Man kann sich nichts mehr wünschen als einen solch positiven Projektabschluss. Ich bin mir sicher, das war nicht die letzte Zusammenarbeit zwischen dem Dachauer Forum und den Bildungseinrichtungen in Oświęcim, beide leisten tolle Arbeit.
Mit Sicherheit wird sich der deutsch-polnische Austausch auch nach seinem offiziellen Abschluss ausweiten.
Gibt es etwas, was Sie uns noch sagen wollen?
Ja. Dass ich mich auf weitere Vorhaben sehr, sehr freue. Egal ob es mit dem Dachauer Forum ist oder mit anderen Vereinen in Dachau. Wir sind immer offen und hoffen tatsächlich, dass dieses Zusammenbringen von Menschen in unseren beiden Landkreisen stattfindet und weiter stattfinden wird.

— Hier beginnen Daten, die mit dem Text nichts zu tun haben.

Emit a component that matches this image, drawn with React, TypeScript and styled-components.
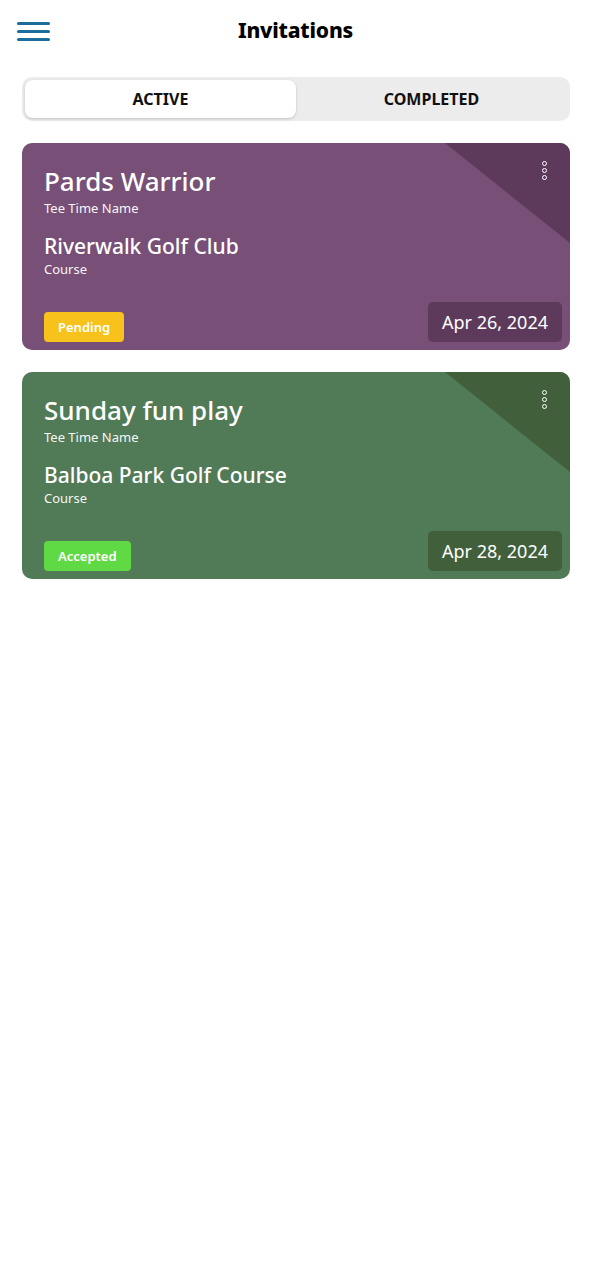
import React from "react";
import styled, { createGlobalStyle } from "styled-components";

const Global = createGlobalStyle`
  html, body { margin: 0; padding: 0; background: #ffffff; }
  body { font-family: "Noto Sans", "Open Sans", sans-serif; }
  * { box-sizing: border-box; }
`;

const Page = styled.div`
  width: 591px;
  min-height: 1280px;
  background: #fff;
  padding: 0 21px 0 22px;
`;

const Header = styled.header`
  height: 60px;
  display: grid;
  grid-template-columns: 40px 1fr 40px;
  align-items: center;
  margin: 0 -4px 0 -5px;
`;

const Burger = styled.button`
  width: 33px;
  height: 19px;
  padding: 0;
  border: none;
  background: none;
  display: flex;
  flex-direction: column;
  justify-content: space-between;
  margin-top: 2px;
  span {
    display: block;
    height: 3px;
    border-radius: 2px;
    background: #1c6c9c;
  }
`;

const Title = styled.h1`
  margin: 0;
  text-align: center;
  font-size: 21px;
  font-weight: 800;
  color: #000;
  letter-spacing: -0.2px;
`;

const Tabs = styled.div`
  margin-top: 17px;
  height: 44px;
  background: #ececec;
  border-radius: 10px;
  padding: 3px;
  display: grid;
  grid-template-columns: 1fr 1fr;
`;

const Tab = styled.button<{ $active?: boolean }>`
  border: none;
  border-radius: 8px;
  font-family: inherit;
  font-size: 16px;
  font-weight: 700;
  color: #111;
  background: ${(p) => (p.$active ? "#fff" : "transparent")};
  box-shadow: ${(p) => (p.$active ? "0 1px 3px rgba(0,0,0,0.18)" : "none")};
`;

const List = styled.div`
  margin-top: 22px;
  display: flex;
  flex-direction: column;
  gap: 22px;
`;

const Card = styled.div<{ $bg: string }>`
  position: relative;
  overflow: hidden;
  height: 207px;
  border-radius: 10px;
  background: ${(p) => p.$bg};
  color: #fff;
  padding: 21px 8px 8px 22px;
  display: flex;
  flex-direction: column;
`;

const Corner = styled.div<{ $bg: string }>`
  position: absolute;
  top: 0;
  right: 0;
  width: 125px;
  height: 100px;
  background: ${(p) => p.$bg};
  clip-path: polygon(0 0, 100% 0, 100% 100%);
`;

const Dots = styled.div`
  position: absolute;
  top: 18px;
  right: 23px;
  display: flex;
  flex-direction: column;
  gap: 2px;
  span {
    width: 5px;
    height: 5px;
    border-radius: 50%;
    border: 1.4px solid #fff;
  }
`;

const Name = styled.div`
  font-size: 26px;
  line-height: 34px;
  font-weight: 500;
  position: relative;
`;

const Label = styled.div`
  margin-top: 2px;
  font-size: 13px;
  line-height: 17px;
  opacity: 0.95;
`;

const Course = styled.div`
  margin-top: 16px;
  font-size: 21px;
  line-height: 26px;
  font-weight: 500;
`;

const Footer = styled.div`
  margin-top: auto;
  display: flex;
  justify-content: space-between;
  align-items: flex-end;
`;

const Badge = styled.div<{ $bg: string }>`
  height: 30px;
  padding: 0 14px;
  border-radius: 4px;
  background: ${(p) => p.$bg};
  font-size: 13px;
  font-weight: 600;
  display: flex;
  align-items: center;
`;

const DateBox = styled.div<{ $bg: string }>`
  height: 40px;
  padding: 0 14px;
  border-radius: 5px;
  background: ${(p) => p.$bg};
  font-size: 18px;
  display: flex;
  align-items: center;
`;

type Inv = {
  name: string;
  course: string;
  status: string;
  statusBg: string;
  date: string;
  bg: string;
  dark: string;
};

const items: Inv[] = [
  {
    name: "Pards Warrior",
    course: "Riverwalk Golf Club",
    status: "Pending",
    statusBg: "#f7c21b",
    date: "Apr 26, 2024",
    bg: "#774f77",
    dark: "#5d3a5b",
  },
  {
    name: "Sunday fun play",
    course: "Balboa Park Golf Course",
    status: "Accepted",
    statusBg: "#5fd944",
    date: "Apr 28, 2024",
    bg: "#517a57",
    dark: "#415f3b",
  },
];

export default function App() {
  return (
    <Page>
      <Global />
      <Header>
        <Burger aria-label="menu">
          <span />
          <span />
          <span />
        </Burger>
        <Title>Invitations</Title>
        <div />
      </Header>
      <Tabs>
        <Tab $active>ACTIVE</Tab>
        <Tab>COMPLETED</Tab>
      </Tabs>
      <List>
        {items.map((it) => (
          <Card key={it.name} $bg={it.bg}>
            <Corner $bg={it.dark} />
            <Dots>
              <span />
              <span />
              <span />
            </Dots>
            <Name>{it.name}</Name>
            <Label>Tee Time Name</Label>
            <Course>{it.course}</Course>
            <Label>Course</Label>
            <Footer>
              <Badge $bg={it.statusBg}>{it.status}</Badge>
              <DateBox $bg={it.dark}>{it.date}</DateBox>
            </Footer>
          </Card>
        ))}
      </List>
    </Page>
  );
}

Das ist eigentlich mein Ziel und mein größter Wunsch, dass die Menschen sich kennenlernen – auf Augenhöhe. Und dass sie verstehen, dass wir gleich sind, mit denselben Problemen, mit denselben Wünschen. Nur wenn man offen ist, kann man Vorurteile abbauen, und man hat keine Angst vor dem Fremden oder Nicht-Bekannten. Das ist das Wichtigste in diesen internationalen Projekten.